You ruin your life by letting your past govern it. It is common for certain things in life to happen to you. There will be heartbreak, confusion, days where you feel like you aren't special or purposeful. There are moments that will stay with you, words that will stick. You cannot let these things define you - they were simply moments, they were simply words.

Don't let negative event destroy your life. Get up and move on!!!

If you allow for every negative event in your life to outline how you view yourself, you will view the world around you negatively. You will miss out on opportunities because you didn't get that promotion five years ago, convincing yourself that you were unqualified or or too stupid. You will miss out on affection because you assumed your past love left you because you weren't good enough, and now you don't believe the man or the woman who urges you to believe you are. This is a cyclical and self-fulfilling prophecy.

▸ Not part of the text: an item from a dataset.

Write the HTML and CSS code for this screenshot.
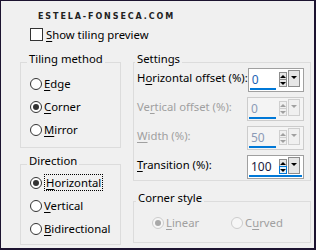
FILE: index.html
```html
<!DOCTYPE html>
<html lang="en">
<head>
  <meta charset="UTF-8">
  <meta name="viewport" content="width=device-width, initial-scale=1.0">
  <title>Tiling</title>
  <link rel="stylesheet" href="styles.css">
</head>
<body>
  <div class="dialog">
    <div class="watermark">ESTELA-FONSECA.COM</div>

    <div class="check-row">
      <span class="checkbox"></span>
      <span><u>S</u>how tiling preview</span>
    </div>

    <div class="columns">
      <div class="column">
        <div class="group tiling">
          <div class="group-title">Tiling method</div>
          <div class="radio-list">
            <div class="radio"><span class="circle"></span><span><u>E</u>dge</span></div>
            <div class="radio"><span class="circle checked"></span><span><u>C</u>orner</span></div>
            <div class="radio"><span class="circle"></span><span><u>M</u>irror</span></div>
          </div>
        </div>

        <div class="group direction">
          <div class="group-title">Direction</div>
          <div class="radio-list">
            <div class="radio"><span class="circle checked"></span><span class="focus"><u>H</u>orizontal</span></div>
            <div class="radio"><span class="circle"></span><span><u>V</u>ertical</span></div>
            <div class="radio"><span class="circle"></span><span><u>B</u>idirectional</span></div>
          </div>
        </div>
      </div>

      <div class="column">
        <div class="group settings">
          <div class="group-title">Settings</div>
          <div class="setting-list">
            <div class="setting">
              <span class="setting-label">H<u>o</u>rizontal offset (%):</span>
              <div class="spin">
                <div class="spin-top">
                  <span class="spin-value active">0</span>
                  <span class="spin-arrows"><span class="spin-btn"><i class="up"></i></span><span class="spin-btn"><i class="down"></i></span></span>
                  <span class="spin-drop"><i class="down"></i></span>
                </div>
                <div class="spin-bar"><span style="width: 50%"></span></div>
              </div>
            </div>
            <div class="setting disabled">
              <span class="setting-label">Ve<u>r</u>tical offset (%):</span>
              <div class="spin">
                <div class="spin-top">
                  <span class="spin-value">0</span>
                  <span class="spin-arrows"><span class="spin-btn"><i class="up"></i></span><span class="spin-btn"><i class="down"></i></span></span>
                  <span class="spin-drop"><i class="down"></i></span>
                </div>
                <div class="spin-bar"><span style="width: 50%"></span></div>
              </div>
            </div>
            <div class="setting disabled">
              <span class="setting-label"><u>W</u>idth (%):</span>
              <div class="spin">
                <div class="spin-top">
                  <span class="spin-value">50</span>
                  <span class="spin-arrows"><span class="spin-btn"><i class="up"></i></span><span class="spin-btn"><i class="down"></i></span></span>
                  <span class="spin-drop"><i class="down"></i></span>
                </div>
                <div class="spin-bar"><span style="width: 50%"></span></div>
              </div>
            </div>
            <div class="setting">
              <span class="setting-label"><u>T</u>ransition (%):</span>
              <div class="spin">
                <div class="spin-top">
                  <span class="spin-value">100</span>
                  <span class="spin-arrows"><span class="spin-btn"><i class="up"></i></span><span class="spin-btn hot"><i class="down"></i></span></span>
                  <span class="spin-drop"><i class="down"></i></span>
                </div>
                <div class="spin-bar"><span style="width: 100%"></span></div>
              </div>
            </div>
          </div>
        </div>

        <div class="group corner">
          <div class="group-title">Corner style</div>
          <div class="radio-row">
            <div class="radio disabled"><span class="circle checked"></span><span><u>L</u>inear</span></div>
            <div class="radio disabled"><span class="circle"></span><span>C<u>u</u>rved</span></div>
          </div>
        </div>
      </div>
    </div>
  </div>
</body>
</html>
```

FILE: styles.css
```css
body {
  margin: 0;
  font-family: "Noto Sans", sans-serif;
  font-size: 11.3px;
  color: #000;
}

.dialog {
  box-sizing: border-box;
  width: 316px;
  height: 250px;
  background-color: #f0f0f0;
  border: 1px solid #1c1330;
  border-right-width: 2px;
  border-bottom-width: 2px;
  padding-left: 19px;
  overflow: hidden;
  white-space: nowrap;
}

u {
  text-decoration-thickness: 1px;
  text-underline-offset: 2px;
}

.watermark {
  margin: 11px 0 0 18px;
  font-family: "DejaVu Sans", sans-serif;
  font-weight: bold;
  font-size: 8px;
  line-height: 10px;
  letter-spacing: 1.9px;
  color: #222;
}

.check-row {
  display: flex;
  align-items: center;
  gap: 3px;
  height: 15px;
  margin: 5px 0 0 10px;
  line-height: 15px;
}

.checkbox {
  box-sizing: border-box;
  width: 13px;
  height: 13px;
  border: 1px solid #333;
  background-color: #fff;
}

.columns {
  display: grid;
  grid-template-columns: 101px 178px;
  column-gap: 12px;
  margin-top: 20px;
}

.column {
  display: flex;
  flex-direction: column;
}

.group {
  border: 1px solid #dcdcdc;
}

.group-title {
  width: fit-content;
  margin: -12px 0 0 6px;
  padding: 0 2px;
  line-height: 15px;
  background-color: #f0f0f0;
}

.settings .group-title {
  margin-left: 1px;
}

.corner .group-title {
  margin-left: 2px;
}

.radio {
  display: flex;
  align-items: center;
  gap: 2px;
  height: 23px;
  line-height: 15px;
}

.circle {
  box-sizing: border-box;
  display: flex;
  align-items: center;
  justify-content: center;
  width: 12px;
  height: 12px;
  border: 1px solid #333;
  border-radius: 50%;
  background-color: #fff;
}

.circle.checked::after {
  content: "";
  width: 6px;
  height: 6px;
  border-radius: 50%;
  background-color: #333;
}

.radio.disabled {
  color: #a0a0a0;
}

.radio.disabled .circle {
  border-color: #cccccc;
  background-color: #f6f6f6;
}

.radio.disabled .circle.checked::after {
  background-color: #a8a8a8;
}

.focus {
  outline: 1px dotted #000;
  outline-offset: 0;
  padding: 0 1px;
  margin-left: 1px;
}

.tiling .radio-list {
  padding: 6px 0 6px 9px;
}

.direction {
  margin-top: 16px;
}

.direction .radio-list {
  padding: 3px 0 4px 9px;
}

.setting-list {
  display: flex;
  flex-direction: column;
  gap: 5px;
  padding: 2px 6px 1px 3px;
}

.setting {
  display: flex;
  justify-content: space-between;
  align-items: flex-start;
  height: 24px;
}

.setting-label {
  padding-top: 2px;
  line-height: 15px;
}

.setting.disabled .setting-label {
  color: #a0a0a0;
}

.spin {
  box-sizing: border-box;
  width: 57px;
  height: 24px;
  border: 1px solid #a0a0a0;
  background-color: #fff;
}

.spin-top {
  display: flex;
  height: 19px;
}

.spin-value {
  flex: 1;
  padding: 3px 0 0 3px;
  line-height: 16px;
  font-size: 12px;
  color: #1a1a40;
}

.spin-value.active {
  color: #1a5fb4;
}

.spin-arrows {
  display: flex;
  flex-direction: column;
  width: 8px;
  margin-top: 3px;
}

.spin-btn {
  box-sizing: border-box;
  display: flex;
  align-items: center;
  justify-content: center;
  height: 8px;
  border: 1px solid #8c8c8c;
  background-color: #e6e6e6;
}

.spin-btn + .spin-btn {
  margin-top: -1px;
}

.spin-btn.hot {
  border-color: #0078d7;
  background-color: #e5f1fb;
}

.spin-drop {
  box-sizing: border-box;
  display: flex;
  justify-content: center;
  width: 12px;
  height: 17px;
  margin: 1px 3px 0 1px;
  padding-top: 5px;
  border: 1px solid #8c8c8c;
  background-color: #e6e6e6;
}

.up,
.down {
  width: 0;
  height: 0;
  border-left: 3px solid transparent;
  border-right: 3px solid transparent;
}

.up {
  border-bottom: 3px solid #000;
}

.down {
  border-top: 3px solid #000;
}

.spin-bar {
  height: 2px;
  margin: 0 1px;
}

.spin-bar span {
  display: block;
  height: 2px;
  background-color: #0078d7;
}

.setting.disabled .spin {
  border-color: #cccccc;
  background-color: #f4f4f4;
}

.setting.disabled .spin-value {
  color: #8a9ab6;
}

.setting.disabled .spin-btn,
.setting.disabled .spin-drop {
  border-color: #cfcfcf;
  background-color: #f0f0f0;
}

.setting.disabled .up {
  border-bottom-color: #a0a0a0;
}

.setting.disabled .down {
  border-top-color: #a0a0a0;
}

.corner {
  margin-top: 20px;
}

.radio-row {
  display: flex;
  padding: 6px 0 8px 18px;
}

.radio-row .radio {
  width: 82px;
}
```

If you don't allow yourself to move beyond what happened, what was said, or what was felt, you will look at your future though that same lens, and nothing will be able to breach that judgment. You will keep justifying, reliving, and fueling a perception that should not have even existed in the first place.

Realize your true power (Pic source: Beautyiswithin.net)

You ruin your life when you compare yourself to others. The amount of Instagram followers you have does not decrease or increase your value. The amount of money in your bank account will not influence your compassion, your intelligence, or your happiness. The person who has two times more possessions than you does not have double the bliss, or double the merit. We get caught up in what our friends are liking, who our significant others are following, and at the end of the day this not only ruins our lives, but it also ruins us. It creates within us this need to feel important, and in many cases we often put others down to achieve that.

Dare to say your heart out loud!!! (Pic source: livelifehappy.com)

You ruin your life by desensitizing yourself. We are all afraid to say too much, to feel too deeply, to let people know what they mean to us. Caring is not synonymous with crazy. Expressing to someone how special they are to you will make you vulnerable. There is no denying that. However, that is nothing to be ashamed of.

There is something breathtakingly beautiful in the moments of smaller magic that occur when you strip down and are honest with those who are important to you. Let that girl or boy know that she inspires you. Tell your mother you love her in front of your friends. Reveal a side of yourself to your spouse that you have kept hidden. Express, express, express. Open yourself up, do not harden yourself to the world, and be bold in who, and how, you love. There is courage in that.

All you need is to believe in yourself (Pic source: Google.com)

You ruin your life by tolerating it. At the end of the day you should be excited to be alive. When you settle for anything less than what you innately desire, you destroy the possibility that lives inside of you, and in that way you cheat both yourself and the world of your potential. The next Michelangelo could be sitting behind a Macbook right now writing an invoice for office supplies, because it pays the bills, or because it is comfortable, or because he can tolerate it. Do not let this happen to you. Do not ruin your life this way.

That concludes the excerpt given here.